In another important respect, also, Acton’s views diverge from those of Constant and Tocqueville. While Constant is a product of the French Enlightenment in his hostility towards ecclesiastical religion, preferring the individual experience of “le sentiment religieux,” and while Tocqueville does not make much of the distinction between feeling and form, in Acton’s historical analysis it is precisely the most powerful and highly organized form of Western religion— the medieval papacy—which is most to be credited with aiding the cause of freedom. Acton’s concentration on institutions rather than on psychological tendencies here is probably partially a reflection of the more sophisticated historiography of the nineteenth century. In addition, his analysis represents an advance in another sense: as we have seen, Acton makes it clear that the popes who tried to usurp royal and imperial power did not aim at liberal ends, and his use of the dialectical perspective appears to correspond more closely to the actual historical development than does Constant’s residual “philosophical” condemnation of the role of all priestly religions.
The most fundamental similarity among the three thinkers has to do with the ethical coloration of their liberalism. For all of them, liberty was to be valued chiefly as a means to the end of human excellence, whether this is conceived of as consisting of perfect obedience to conscience, in such qualities as energy, passion and a taste for grandeur, or (as with Constant) in something of a combination of these. Accordingly, Constant and Acton condemned utilitarianism, the former devoting a good deal of effort to the enterprise. For both thinkers, egoism furnished an inadequate foundation for liberty. For Acton, this conclusion was tied to his basic philosophical rationale for rights, which were seen as proceeding from one’s duties to one’s neighbors. Constant’s dread of the modern emphasis on egoism, on the other hand, stemmed from his view of the social conditions required for a liberal order. (Faguet, who states of Constant that “il a fait du libéralisme un égotisme intelligent,” is greatly over simplifying Constant’s complex thought in this area and, moreover, ignoring the clear meaning of various texts.)

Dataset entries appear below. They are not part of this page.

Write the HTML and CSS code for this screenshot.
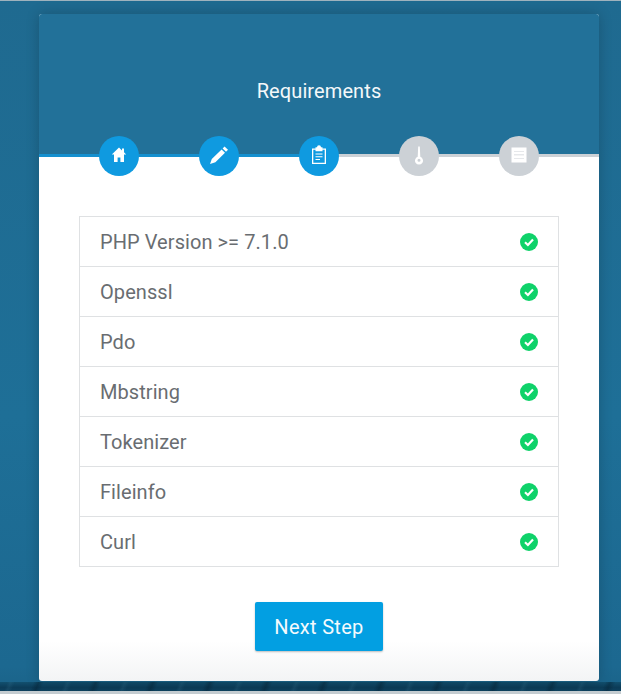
FILE: index.html
```html
<!DOCTYPE html>
<html lang="en">
<head>
<meta charset="utf-8">
<title>Requirements</title>
<link rel="stylesheet" href="styles.css">
</head>
<body>
<main class="card">
  <header class="card-header">
    <h1 class="title">Requirements</h1>
    <ul class="steps">
      <li class="step active">
        <svg viewBox="0 0 20 20" class="icon-lg" aria-hidden="true"><path fill="#fff" d="M10 2.500 2.800 9.400h2.200V17h3.600v-4.400h2.800V17H15V9.400h2.200L15 7.300V3.600h-2v1.800z"/></svg>
      </li>
      <li class="step active">
        <svg viewBox="0 0 20 20" class="icon-lg" aria-hidden="true"><path fill="#fff" d="M15.500 1.500 19 4.800l-2 2-3.400-3.400zM12.600 4.400 16 7.800 6.400 17.300 1 19l1.800-5.100z"/></svg>
      </li>
      <li class="step active">
        <svg viewBox="0 0 20 20" class="icon-lg" aria-hidden="true"><path fill="#fff" fill-rule="evenodd" d="M8 2.200a2 2 0 0 1 4 0h1.500v1.300H17V19H3V3.500h3.500V2.200zM4.300 4.800v12.900h11.400V4.800h-2.200v1.500h-7V4.800zM6.500 8.500h7v1.100h-7zm0 2.700h7v1.100h-7zm0 2.700h4.500V15H6.500z"/></svg>
      </li>
      <li class="step">
        <svg viewBox="0 0 20 20" class="icon-lg" aria-hidden="true"><path fill="#fff" fill-rule="evenodd" d="M9.200 1.500h1.600l.5 10.300a4 4 0 1 1-2.600 0zM10 13.800a1.500 1.500 0 1 0 0 3 1.500 1.500 0 0 0 0-3z"/></svg>
      </li>
      <li class="step">
        <svg viewBox="0 0 20 20" class="icon-lg" aria-hidden="true"><path fill="#fff" fill-rule="evenodd" d="M2.500 2.500h15v15h-15zM5 6v.6h10V6zm0 3.600v.6h10v-.6zm0 3.600v.6h10v-.6z"/></svg>
      </li>
    </ul>
  </header>
  <section class="card-body">
    <ul class="req-list">
      <li class="req"><span>PHP Version &gt;= 7.1.0</span><svg class="check" viewBox="0 0 18 18" aria-hidden="true"><circle cx="9" cy="9" r="9" fill="#0fd26a"/><path d="M5 9.300 7.900 12 13 6.500" fill="none" stroke="#fff" stroke-width="2.200"/></svg></li>
      <li class="req"><span>Openssl</span><svg class="check" viewBox="0 0 18 18" aria-hidden="true"><circle cx="9" cy="9" r="9" fill="#0fd26a"/><path d="M5 9.300 7.900 12 13 6.500" fill="none" stroke="#fff" stroke-width="2.200"/></svg></li>
      <li class="req"><span>Pdo</span><svg class="check" viewBox="0 0 18 18" aria-hidden="true"><circle cx="9" cy="9" r="9" fill="#0fd26a"/><path d="M5 9.300 7.900 12 13 6.500" fill="none" stroke="#fff" stroke-width="2.200"/></svg></li>
      <li class="req"><span>Mbstring</span><svg class="check" viewBox="0 0 18 18" aria-hidden="true"><circle cx="9" cy="9" r="9" fill="#0fd26a"/><path d="M5 9.300 7.900 12 13 6.500" fill="none" stroke="#fff" stroke-width="2.200"/></svg></li>
      <li class="req"><span>Tokenizer</span><svg class="check" viewBox="0 0 18 18" aria-hidden="true"><circle cx="9" cy="9" r="9" fill="#0fd26a"/><path d="M5 9.300 7.900 12 13 6.500" fill="none" stroke="#fff" stroke-width="2.200"/></svg></li>
      <li class="req"><span>Fileinfo</span><svg class="check" viewBox="0 0 18 18" aria-hidden="true"><circle cx="9" cy="9" r="9" fill="#0fd26a"/><path d="M5 9.300 7.900 12 13 6.500" fill="none" stroke="#fff" stroke-width="2.200"/></svg></li>
      <li class="req"><span>Curl</span><svg class="check" viewBox="0 0 18 18" aria-hidden="true"><circle cx="9" cy="9" r="9" fill="#0fd26a"/><path d="M5 9.300 7.900 12 13 6.500" fill="none" stroke="#fff" stroke-width="2.200"/></svg></li>
    </ul>
    <div class="actions"><button class="next" type="button">Next Step</button></div>
  </section>
</main>
</body>
</html>
```

FILE: styles.css
```css
* { box-sizing: border-box; }
html, body { margin: 0; height: 694px; overflow: hidden; }
body {
  padding: 13px 22px 0 39px;
  font-family: Roboto, "Liberation Sans", sans-serif;
  border-top: 1px solid #9fb2bd;
  border-bottom: 3px solid #c4ccd0;
  background-color: #1e6c93;
  background-image:
    repeating-linear-gradient(112deg, transparent 0 7px, rgba(70, 130, 160, .16) 10px, transparent 14px 31px, rgba(2, 25, 40, .35) 36px, transparent 41px 53px),
    linear-gradient(to bottom, #12506f 0%, #0c3c58 45%, #0f4563 100%),
    linear-gradient(to bottom, #1f6a90 0%, #1e6f97 60%, #1c6890 96%, #1a6287 100%);
  background-size: 100% 12px, 100% 12px, 100% 100%;
  background-position: left bottom, left bottom, left top;
  background-repeat: no-repeat;
}
.card {
  width: 560px;
  height: 667px;
  border-radius: 3px;
  box-shadow: 0 0 14px rgba(0, 0, 0, .2);
  background: linear-gradient(to bottom, #fff 94%, #f3f4f5 100%);
}
.card-header {
  position: relative;
  height: 143px;
  padding-top: 65px;
  border-radius: 3px 3px 0 0;
  background: #227199;
  border-bottom: 3px solid #ccd1d6;
}
.card-header::after {
  content: "";
  position: absolute;
  left: 0;
  bottom: -3px;
  width: 280px;
  height: 3px;
  background: #1590cf;
}
.title {
  margin: 0;
  font-size: 20px;
  font-weight: 400;
  line-height: 24px;
  letter-spacing: .1px;
  text-align: center;
  color: #f4f8fa;
}
.steps {
  position: absolute;
  z-index: 1;
  left: 60px;
  top: 122px;
  display: flex;
  gap: 60px;
  margin: 0;
  padding: 0;
  list-style: none;
}
.step {
  display: flex;
  align-items: center;
  justify-content: center;
  width: 40px;
  height: 40px;
  border-radius: 50%;
  background: #ccd1d6;
}
.step.active { background: #0f9ae0; }
.icon-lg { width: 20px; height: 20px; margin-bottom: 2px; }
.card-body { padding: 59px 40px 0; }
.req-list {
  margin: 0;
  padding: 0;
  list-style: none;
  border: 1px solid #dfe1e3;
}
.req {
  display: flex;
  align-items: center;
  justify-content: space-between;
  height: 50px;
  padding: 0 20px;
  font-size: 20px;
  font-weight: 400;
  letter-spacing: .07px;
  color: #696d71;
  border-bottom: 1px solid #dfe1e3;
}
.req:last-child { height: 49px; border-bottom: 0; }
.check { width: 18px; height: 18px; }
.actions { display: flex; justify-content: center; margin-top: 35px; }
.next {
  width: 128px;
  height: 49px;
  padding: 0;
  border: 0;
  border-radius: 2px;
  font: 400 20px Roboto, "Liberation Sans", sans-serif;
  letter-spacing: .3px;
  color: #f4fafd;
  background: #029fe2;
  box-shadow: 0 1px 2px rgba(0, 0, 0, .25);
}
```
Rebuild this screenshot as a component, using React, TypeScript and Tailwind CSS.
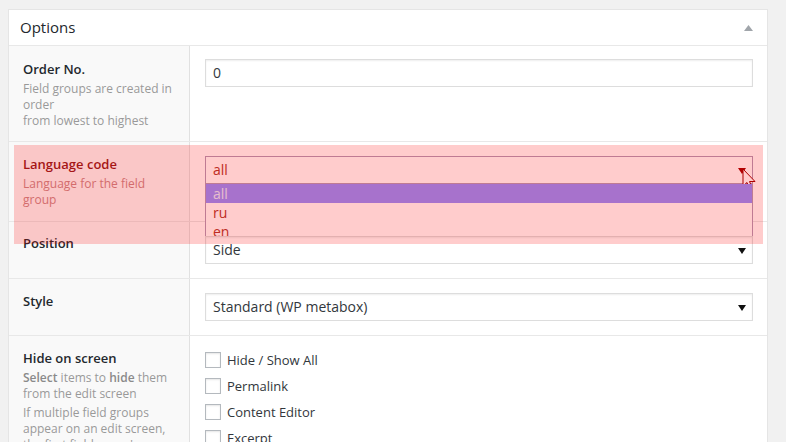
import React from "react";

const font = { fontFamily: '"Open Sans", "Liberation Sans", sans-serif' };

const Arrow = ({ color = "#111" }: { color?: string }) => (
  <svg width="8" height="6" viewBox="0 0 8 6" className="absolute right-[6px] top-[11px]">
    <path d="M0 0H8L4 6Z" fill={color} />
  </svg>
);

const Row: React.FC<{
  label: React.ReactNode;
  labelClass?: string;
  leftPad?: string;
  rightPad?: string;
  desc?: React.ReactNode;
  children: React.ReactNode;
}> = ({ label, labelClass = "text-[#23282d]", leftPad = "pt-[12px] pb-[12px]", rightPad = "pt-[14px]", desc, children }) => (
  <div className="flex border-t border-[#e8e8e8]">
    <div className={`w-[181px] shrink-0 bg-[#f9f9f9] border-r border-[#e1e1e1] pl-[14px] pr-[10px] ${leftPad}`}>
      <div className={`text-[13px] font-semibold leading-[20px] ${labelClass}`}>{label}</div>
      {desc}
    </div>
    <div className={`flex-1 pl-[15px] pr-[14px] pb-[14px] ${rightPad}`}>{children}</div>
  </div>
);

const FakeSelect: React.FC<{ value: string }> = ({ value }) => (
  <div className="relative h-[28px] border border-[#dddddd] bg-white shadow-[inset_0_1px_2px_rgba(0,0,0,0.07)] pl-[7px] text-[14px] leading-[26px] text-[#32373c]">
    {value}
    <Arrow />
  </div>
);

const checks = ["Hide / Show All", "Permalink", "Content Editor", "Excerpt", "Discussion", "Comments"];

export default function App() {
  return (
    <div style={font} className="relative h-[442px] overflow-hidden bg-[#f1f1f1] pl-[8px] pt-[9px] pr-[18px]">
      <div className="border border-[#e5e5e5] bg-white">
        <div className="flex h-[35px] items-center justify-between pl-[11px] pr-[14px]">
          <span className="text-[15px] text-[#23282d]">Options</span>
          <svg width="9" height="6" viewBox="0 0 9 6">
            <path d="M0 6H9L4.5 0Z" fill="#a0a5aa" />
          </svg>
        </div>

        <Row
          label="Order No."
          leftPad="pt-[13px] pb-[12px]"
          rightPad="pt-[13px]"
          desc={
            <p className="mt-[2px] text-[12px] leading-[16px] text-[#999999]">
              Field groups are created in order
              <br />
              from lowest to highest
            </p>
          }
        >
          <div className="h-[28px] border border-[#dddddd] shadow-[inset_0_1px_2px_rgba(0,0,0,0.07)] pl-[7px] text-[14px] leading-[26px] text-[#32373c]">
            0
          </div>
        </Row>

        <Row
          label="Language code"
          labelClass="text-[#8f1c1c]"
          leftPad="pt-[12px] pb-[13px]"
          desc={
            <p className="mt-[2px] text-[12px] leading-[16px] text-[#c88888]">Language for the field group</p>
          }
        >
          <div className="relative">
            <div className="relative h-[28px] border border-[#b09ab8] bg-white pl-[7px] text-[14px] leading-[26px] text-[#ae382c]">
              all
              <Arrow color="#a00000" />
              <svg width="14" height="24" viewBox="0 0 14 24" className="absolute left-[536px] top-[11px]">
                <path
                  d="M1 1V18L5 14.5L8 21.5L10.5 20.5L7.5 13.5H13Z"
                  fill="#fff"
                  stroke="#990000"
                  strokeWidth="1"
                  strokeLinejoin="miter"
                />
              </svg>
            </div>
            <div className="absolute left-0 right-0 top-[28px] border border-t-0 border-[#b09ab8] bg-white text-[14px] leading-[19px] text-[#ae382c]">
              <div className="bg-[#928fff] pl-[7px] text-[#e2ecff]">all</div>
              <div className="pl-[7px]">ru</div>
              <div className="pl-[7px]">en</div>
            </div>
          </div>
        </Row>

        <Row label="Position" leftPad="pt-[11px] pb-[12px]">
          <FakeSelect value="Side" />
        </Row>

        <Row label="Style">
          <FakeSelect value="Standard (WP metabox)" />
        </Row>

        <Row
          label="Hide on screen"
          rightPad="pt-[16px]"
          desc={
            <div className="mt-[2px] text-[12px] leading-[16px] text-[#999999]">
              <p>
                <b className="font-semibold text-[#8a8a8a]">Select</b> items to{" "}
                <b className="font-semibold text-[#8a8a8a]">hide</b> them from the edit screen
              </p>
              <p className="mt-[3px]">
                If multiple field groups appear on an edit screen, the first field group's options will be used
              </p>
            </div>
          }
        >
          <div className="flex flex-col gap-[10px]">
            {checks.map((c) => (
              <label key={c} className="flex items-center gap-[6px] text-[13px] leading-[16px] text-[#32373c]">
                <span className="h-[16px] w-[16px] border border-[#b4b9be] bg-white shadow-[inset_0_1px_2px_rgba(0,0,0,0.1)]" />
                {c}
              </label>
            ))}
          </div>
        </Row>
      </div>

      <div className="pointer-events-none absolute left-[14px] top-[145px] h-[99px] w-[749px] bg-[rgba(255,0,0,0.2)]" />
    </div>
  );
}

Tocqueville followed Constant closely in his identification of egoistic individualism and the quest for personal enjoyment as a prime modern threat to freedom. (Indeed, the parallels between their thought in this whole area are so many—although unexplored by any scholar, to my knowledge— that a strong influence by Constant on Tocqueville must be presumed.) He appears at first to disagree with Constant in asserting that, given certain conditions, egoistic hedonism is an acceptable basis for ethics in the democratic age, faute de mieux. Ultimately, however, he finds that it is insufficient for the creation of the minimally necessary sort of human character, and must be supplemented by religion, by the cultivation of the sense of glory, etc. In fact, in the end, he grows silent concerning the potentiality even of religious faith to stem the modern attitude, and places his hopes rather in the practice of political democracy.
The recognition of the inadequacy of the ethical and metaphysical bases of eighteenth-century liberalism and the currents in nineteenth-century liberal thought that flowed from it, may be cited as the distinguishing mark of the three men whose ideas we have examined; of all of them, and not of Tocqueville alone, it may be said that “they were liberals of a new type.”